Rice and fresh seafood, seasonal vegetables from the garden were the backbone of the food culture brought by West Africans to this region and to what has come to be recognized by a 2006 Act of Congress as The Gullah Geechee Cultural Heritage Corridor, an area stretching roughly thirty miles inland from the Sea Islands off the coast Jacksonville, FL, to Hampstead, NC.  These were the flavors of his childhood, and they became a recurring theme in his mind.

“But why,” wondered author Thomas Wolfe in his iconic novel, You Can’t Go Home Again, “had he always felt so strongly the magnetic pull of home, why had he thought so much about it and remembered it with such blazing accuracy, if it did not matter?”

A similar question struck Dennis when he returned to Charleston four years later. He realized just how much his home did matter and how the flavors of his childhood were a part of a culture and way of life he had almost let slip away in his youthful search for himself.  

Determined not to let his generation be the last to understand the legacy they inherited, he began mining the depths of Gullah Geechee cuisine, recreating dishes from his grandfather’s memory of the staples found in his mother’s pantry.  Okra and rice, kitchen garden vegetables such as peas, collards and sweet potatoes, and the ever changing bounty from local waters set the menu for the seasons of life in the Gullah Geechee kitchen for generations; the unique combinations created by what people had on hand.

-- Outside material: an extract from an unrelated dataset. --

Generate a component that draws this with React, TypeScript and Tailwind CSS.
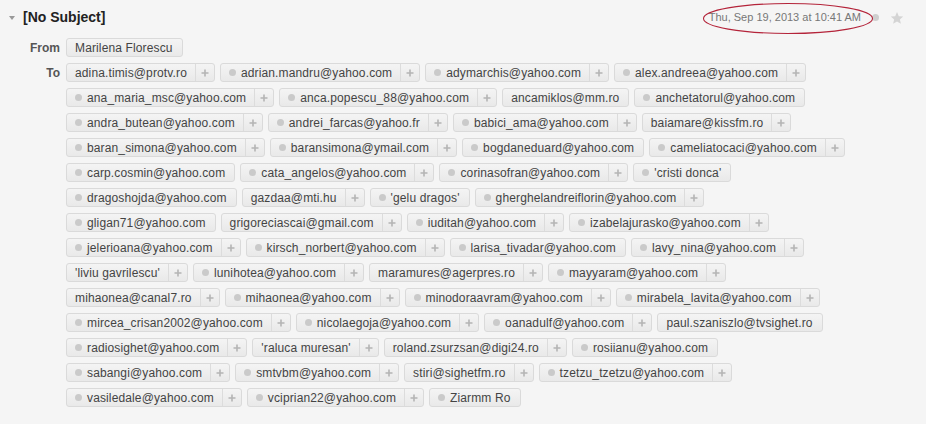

“Most people don’t give thought to the dependency people once had on food from small kitchen gardens, and what they could catch in the creeks and rivers,” Dennis says, looking out over the garden of his parents’ Maryville home, where the corn is winding down, but peas and okra are still abundant.  

“And, there is still a misconception that Gullah Geechee cuisine is unhealthy.  People think that a lot of things are fried, or cooked with a lot of fat, but that isn’t true.  Frying food would have been a luxury back then, saved for special occasions.  It’s actually very healthy.”

Dennis’ simple, flavorful food has brought him local and national attention, and made him a much sought-after personal chef and caterer.  

In addition to having traveled to Brooklyn with the CNN Original Series, Anthony Bourdain Parts Unknown, where he spent three days cooking an authentic Charleston feast with Chef Oliver Palazzo, among his accomplishments, Dennis has created small plate menus for The Cocktail Club, served as consulting chef at Palace Hotel, and is frequently featured at Butcher & Bee’s Sunday pop-up dinners.

Dennis has been on his own for three years and, though it isn’t a glamorous life and offers him little personal time, he hopes that infusing the flavors of his home into the food he creates will continue to bring new interest to the ever-expanding Southern home plate.  

He hopes to eventually open his own restaurant, but until then, wants what he does to serve the greater good of keeping the culture alive; helping to give the next generation the sense of self that can only be gained by knowing who you are, appreciating where you came from, and remembering that as Thomas Wolfe reminded us, “the years flow by like water, and one day men come home again.”